CAEN, France ( ChipWire)-- Despite being an early experimenter with direct-conversion RF transceivers for communications applications, Philips Semiconductors has nevertheless adopted a near-zero intermediate frequency (N-ZIF) architecture for its GSM transceivers.
The company has started sampling its first single-chip RF product for GSM applications, the UAA3535, based on the N-ZIF architecture.
The chip supports GPRS (General Packet Radio Service) Class 12 functions that allow data rates of as high as 56 kilobits per second. Class 12 refers to the ability to grab five time slots and assign as many as four of them to receive or transmit a signal.
Triple-band support for carrier frequencies at 900 MHz, 1,800 MHz and 1,900 MHz allows the same RF transceiver, and phones based on it, to cater to all European, North American and Far East GSM
requirements and roaming among the regions.
"Essentially it is a dual-band front end - 900 and 1,800 or 900 and 1,900 - but with a few additional components, a switch and wideband filter. It can be suitable for triple-band phones that
in 2000 will be in high demand," said Yvan Droinet, international product marketing manager for RF products at Philips Semiconductors.
Droinet said Philips Semiconductors would use the N-ZIF architecture to address future developments in GSM, such as Edge (Enhanced Data rates for GSM Evolution), and was likely to use it for third-generation (3G) phones that will operate with carrier frequencies just above 2 GHz.
"It is strictly for GSM at the moment, but it would be no problem to extend the architecture to 3G," he said. "We would certainly consider near-zero IF for GSM/GPRS/Edge first and then for a GSM/Edge/UMTS transceiver on a single die."
Philips said that it offers higher integration compared with traditional double-conversion superheterodyne receiver architectures, as well as advantages over direct conversion, also known as zero-IF.
A conventional IF configuration requires the use of an external SAW filter, while a single-conversion alternative can be implemented entirely on-chip.

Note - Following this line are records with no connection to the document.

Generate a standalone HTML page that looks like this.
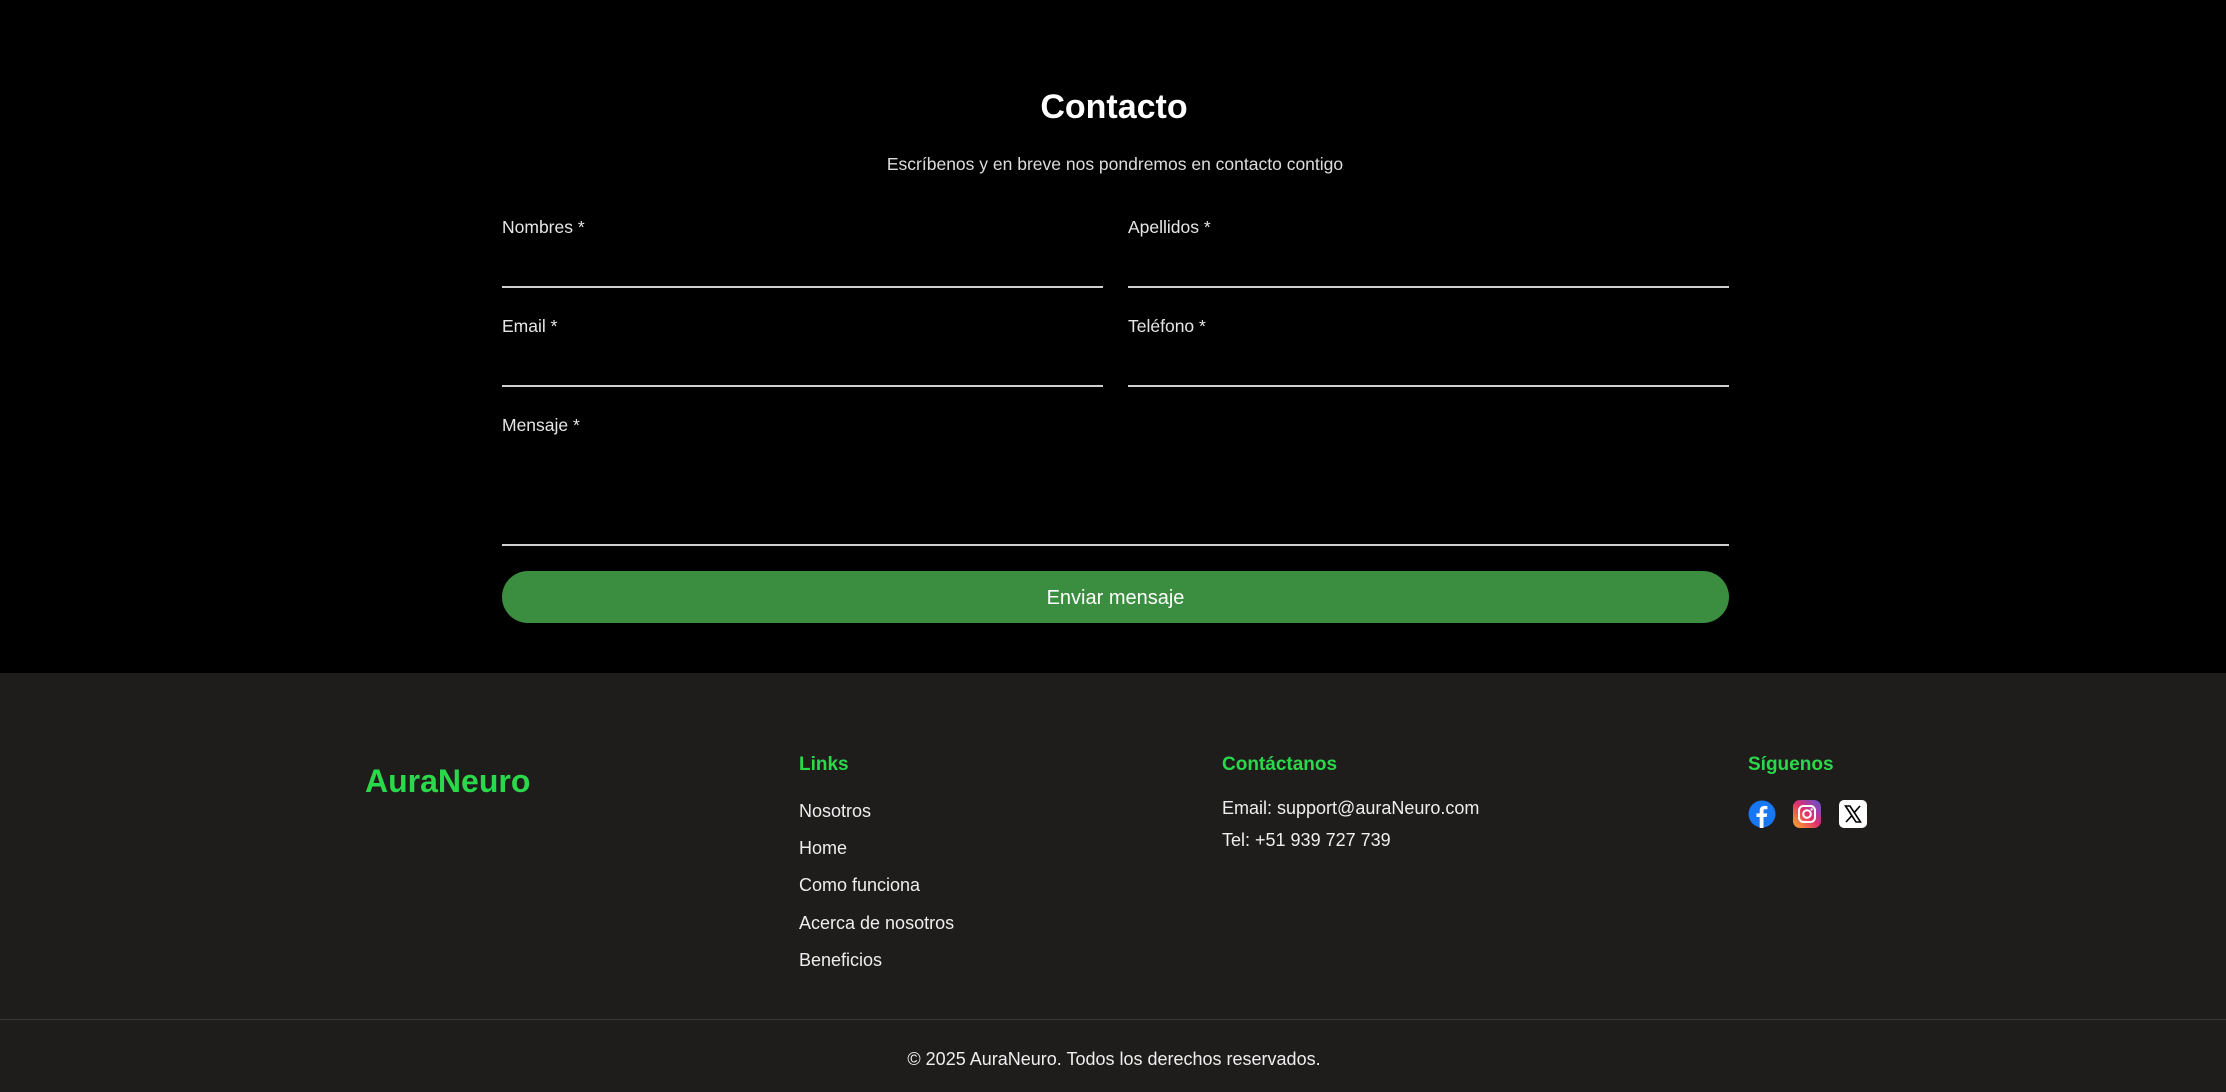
<!DOCTYPE html>
<html><head><meta charset="utf-8"><style>
*{margin:0;padding:0;box-sizing:border-box}
body{width:2226px;height:1092px;background:#000;font-family:"Liberation Sans",sans-serif;color:#fff;position:relative;overflow:hidden}
.a{position:absolute;white-space:nowrap}
.lbl{font-size:17.5px;color:#e6e6e6;line-height:20px}
.ul{position:absolute;height:1.5px;background:#cfcfcf}
.foot{position:absolute;left:0;top:673px;width:2226px;height:419px;background:#1f1c1c}
.g{color:#2ad94a;font-weight:bold}
.lk{font-size:18px;color:#eee;line-height:20px}
</style></head><body>
<div class="a" style="left:0;width:2228px;text-align:center;top:87px;font-size:34px;font-weight:bold;line-height:40px">Contacto</div>
<div class="a" style="left:0;width:2230px;text-align:center;top:154px;font-size:17.5px;color:#ddd;line-height:20px">Escríbenos y en breve nos pondremos en contacto contigo</div>
<div class="a lbl" style="left:502px;top:217px">Nombres *</div>
<div class="a lbl" style="left:1128px;top:217px">Apellidos *</div>
<div class="ul" style="left:502px;width:601px;top:286px"></div>
<div class="ul" style="left:1128px;width:601px;top:286px"></div>
<div class="a lbl" style="left:502px;top:316px">Email *</div>
<div class="a lbl" style="left:1128px;top:316px">Teléfono *</div>
<div class="ul" style="left:502px;width:601px;top:385px"></div>
<div class="ul" style="left:1128px;width:601px;top:385px"></div>
<div class="a lbl" style="left:502px;top:415px">Mensaje *</div>
<div class="ul" style="left:502px;width:1227px;top:544px"></div>
<div class="a" style="left:502px;top:571px;width:1227px;height:52px;border-radius:26px;background:#3b8d40;text-align:center;line-height:54px;font-size:20px">Enviar mensaje</div>
<div class="foot"></div>
<div class="a g" style="left:365px;top:763px;font-size:32px;line-height:36px">AuraNeuro</div>
<div class="a g" style="left:799px;top:754px;font-size:19px;line-height:22px">Links</div>
<div class="a lk" style="left:799px;top:801px">Nosotros</div>
<div class="a lk" style="left:799px;top:838px">Home</div>
<div class="a lk" style="left:799px;top:875px">Como funciona</div>
<div class="a lk" style="left:799px;top:913px">Acerca de nosotros</div>
<div class="a lk" style="left:799px;top:950px">Beneficios</div>
<div class="a g" style="left:1222px;top:754px;font-size:19px;line-height:22px">Contáctanos</div>
<div class="a lk" style="left:1222px;top:798px">Email: support@auraNeuro.com</div>
<div class="a lk" style="left:1222px;top:830px">Tel: +51 939 727 739</div>
<div class="a g" style="left:1748px;top:754px;font-size:19px;line-height:22px">Síguenos</div>
<svg class="a" style="left:1748px;top:800px" width="28" height="28" viewBox="0 0 28 28"><circle cx="14" cy="14" r="13.5" fill="#1877f2"/><path d="M15.5 28V17h3.2l.5-3.6h-3.7v-2.3c0-1 .3-1.8 1.9-1.8h2V6.1c-.4 0-1.6-.2-2.9-.2-2.9 0-4.8 1.7-4.8 4.9v2.6H8.5V17h3.2v11z" fill="#fff"/></svg>
<svg class="a" style="left:1793px;top:800px" width="28" height="28" viewBox="0 0 28 28"><defs><linearGradient id="ig" x1="0" y1="1" x2="1" y2="0"><stop offset="0" stop-color="#fdb022"/><stop offset=".5" stop-color="#e1306c"/><stop offset="1" stop-color="#5b51d8"/></linearGradient></defs><rect width="28" height="28" rx="7" fill="url(#ig)"/><rect x="6" y="6" width="16" height="16" rx="4.5" fill="none" stroke="#fff" stroke-width="2"/><circle cx="14" cy="14" r="3.8" fill="none" stroke="#fff" stroke-width="2"/><circle cx="18.6" cy="9.4" r="1.1" fill="#fff"/></svg>
<svg class="a" style="left:1839px;top:800px" width="28" height="28" viewBox="0 0 28 28"><rect width="28" height="28" rx="5" fill="#fff"/><path d="M6.5 6h4.5l10.5 16h-4.5z" fill="none" stroke="#000" stroke-width="1.6"/><path d="M21 6l-6 6.8M13 15.5 7 22" stroke="#000" stroke-width="1.6"/></svg>
<div class="a" style="left:0;top:1019px;width:2226px;height:1px;background:#3a3636"></div>
<div class="a" style="left:0;width:2228px;text-align:center;top:1048px;font-size:18px;color:#eee;line-height:22px">© 2025 AuraNeuro. Todos los derechos reservados.</div>
</body></html>
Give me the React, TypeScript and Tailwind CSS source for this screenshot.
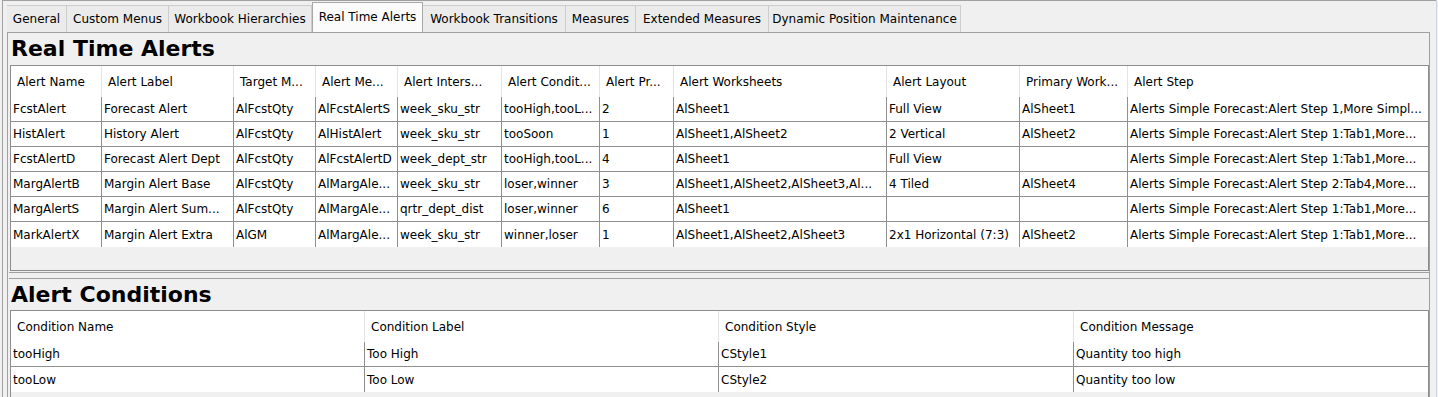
const tabs = [
  { label: "General", w: "w-[60px]" },
  { label: "Custom Menus", w: "w-[102px]" },
  { label: "Workbook Hierarchies", w: "w-[143px]" },
  { label: "Real Time Alerts", w: "w-[111px]", active: true },
  { label: "Workbook Transitions", w: "w-[143px]" },
  { label: "Measures", w: "w-[70px]" },
  { label: "Extended Measures", w: "w-[133px]" },
  { label: "Dynamic Position Maintenance", w: "w-[192px]" },
];

const alertCols = [
  { name: "Alert Name", w: "w-[91px]" },
  { name: "Alert Label", w: "w-[132px]" },
  { name: "Target M...", w: "w-[82px]" },
  { name: "Alert Me...", w: "w-[82px]" },
  { name: "Alert Inters...", w: "w-[104px]" },
  { name: "Alert Condit...", w: "w-[98px]" },
  { name: "Alert Pr...", w: "w-[74px]" },
  { name: "Alert Worksheets", w: "w-[213px]" },
  { name: "Alert Layout", w: "w-[133px]" },
  { name: "Primary Work...", w: "w-[108px]" },
  { name: "Alert Step", w: "flex-1" },
];

const alertRows = [
  ["FcstAlert", "Forecast Alert", "AlFcstQty", "AlFcstAlertS", "week_sku_str", "tooHigh,tooL...", "2", "AlSheet1", "Full View", "AlSheet1", "Alerts Simple Forecast:Alert Step 1,More Simpl..."],
  ["HistAlert", "History Alert", "AlFcstQty", "AlHistAlert", "week_sku_str", "tooSoon", "1", "AlSheet1,AlSheet2", "2 Vertical", "AlSheet2", "Alerts Simple Forecast:Alert Step 1:Tab1,More..."],
  ["FcstAlertD", "Forecast Alert Dept", "AlFcstQty", "AlFcstAlertD", "week_dept_str", "tooHigh,tooL...", "4", "AlSheet1", "Full View", "", "Alerts Simple Forecast:Alert Step 1:Tab1,More..."],
  ["MargAlertB", "Margin Alert Base", "AlFcstQty", "AlMargAle...", "week_sku_str", "loser,winner", "3", "AlSheet1,AlSheet2,AlSheet3,Al...", "4 Tiled", "AlSheet4", "Alerts Simple Forecast:Alert Step 2:Tab4,More..."],
  ["MargAlertS", "Margin Alert Sum...", "AlFcstQty", "AlMargAle...", "qrtr_dept_dist", "loser,winner", "6", "AlSheet1", "", "", "Alerts Simple Forecast:Alert Step 1:Tab1,More..."],
  ["MarkAlertX", "Margin Alert Extra", "AlGM", "AlMargAle...", "week_sku_str", "winner,loser", "1", "AlSheet1,AlSheet2,AlSheet3", "2x1 Horizontal (7:3)", "AlSheet2", "Alerts Simple Forecast:Alert Step 1:Tab1,More..."],
];

const condCols = [
  { name: "Condition Name", w: "w-[354px]" },
  { name: "Condition Label", w: "w-[354px]" },
  { name: "Condition Style", w: "w-[355px]" },
  { name: "Condition Message", w: "flex-1" },
];

const condRows = [
  ["tooHigh", "Too High", "CStyle1", "Quantity too high"],
  ["tooLow", "Too Low", "CStyle2", "Quantity too low"],
];

function Grid({ cols, rows, height }: { cols: { name: string; w: string }[]; rows: string[][]; height: string }) {
  return (
    <div className={`ml-px border border-[#8c8c8c] bg-[#f0f0f0] ${height} overflow-hidden`}>
      <div className="flex h-[31px] bg-white">
        {cols.map((c, i) => (
          <div
            key={c.name}
            className={`${c.w} shrink-0 flex items-center pl-[6px] whitespace-nowrap overflow-hidden ${i < cols.length - 1 ? "border-r border-[#e4e4e4]" : ""}`}
          >
            {c.name}
          </div>
        ))}
      </div>
      {rows.map((r, ri) => (
        <div key={ri} className={`flex h-[25px] bg-white ${ri < rows.length - 1 ? "border-b border-[#8f8f8f]" : ""}`}>
          {r.map((cell, ci) => (
            <div
              key={ci}
              className={`${cols[ci].w} shrink-0 flex items-center pl-[2px] whitespace-nowrap overflow-hidden ${ci < r.length - 1 ? "border-r border-[#8f8f8f]" : ""}`}
            >
              {cell}
            </div>
          ))}
        </div>
      ))}
    </div>
  );
}

export default function App() {
  return (
    <div className="w-[1438px] h-[397px] flex bg-[#f0f0f0] text-[12px] text-black font-['DejaVu_Sans',sans-serif] overflow-hidden">
      <div className="w-[1436px] pl-[2px]">
        <div className="h-full border-l border-t border-[#a0a0a0] pl-[4px] pr-[6px]">
          {/* tab strip */}
          <div className="flex items-end h-[31px]">
            {tabs.map((t) =>
              t.active ? (
                <div
                  key={t.label}
                  className={`${t.w} h-[30px] flex items-center justify-center pb-[2px] bg-[#fbfbfb] border border-b-0 border-[#a8a8a8]`}
                >
                  {t.label}
                </div>
              ) : (
                <div
                  key={t.label}
                  className={`${t.w} h-[27px] flex items-center justify-center bg-[#ebebeb] border-t border-r border-[#cdcdcd]`}
                >
                  {t.label}
                </div>
              )
            )}
          </div>

          {/* content panel */}
          <div className="border border-[#a0a0a0] h-[366px] pl-px">
            <div className="border-b border-[#a0a0a0] pb-px">
              <div className="h-[32px] pl-[2px] flex items-center font-bold text-[22px] leading-none">Real Time Alerts</div>
              <Grid cols={alertCols} rows={alertRows} height="h-[206px]" />
            </div>
            <div className="mt-[5px] border-t border-[#a0a0a0]">
              <div className="h-[31px] pl-[2px] flex items-center font-bold text-[22px] leading-none">Alert Conditions</div>
              <Grid cols={condCols} rows={condRows} height="h-[90px]" />
            </div>
          </div>
        </div>
      </div>
      <div className="w-px h-full bg-[#c9d6e5]" />
      <div className="w-px h-full bg-[#f0f0f0]" />
    </div>
  );
}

"The intermediate frequency is 100 kHz, which provides an advantage in integrating the IF channel filter," said Droinet. "Compared with a zero-IF architecture, the advantage is that we don't need to do the calculations for the dc offset."
The UAA3535, which operates at 2.5 V, interfaces to standard A/D converters and requires few external components. Droinet said that apart from three VCOs, available as single components, the design only required a power amplifier, an RF antenna filter and three loop filters composed of four or five capacitors and some decoupling capacitors to complete the RF section.
The chip is being manufactured using Philips Semiconductors' 0.5-micron BiCMOS process. "The UAA3535 delivers all the advantages demanded by today's handset manufacturers, excellent features, a high integration level and low cost, for next-generation GSM mobile phones," Droinet said.
He said future iterations of its GSM chip sets will integrate new capabilities, such as Bluetooth, MP3and GPS, and will directly address 3G standards.
The UAA3535 single-chip RF transceiver is currently sampling, with volume production expected in July. It will be shown at the GSM World Congress in Cannes, France, Feb. 2-4.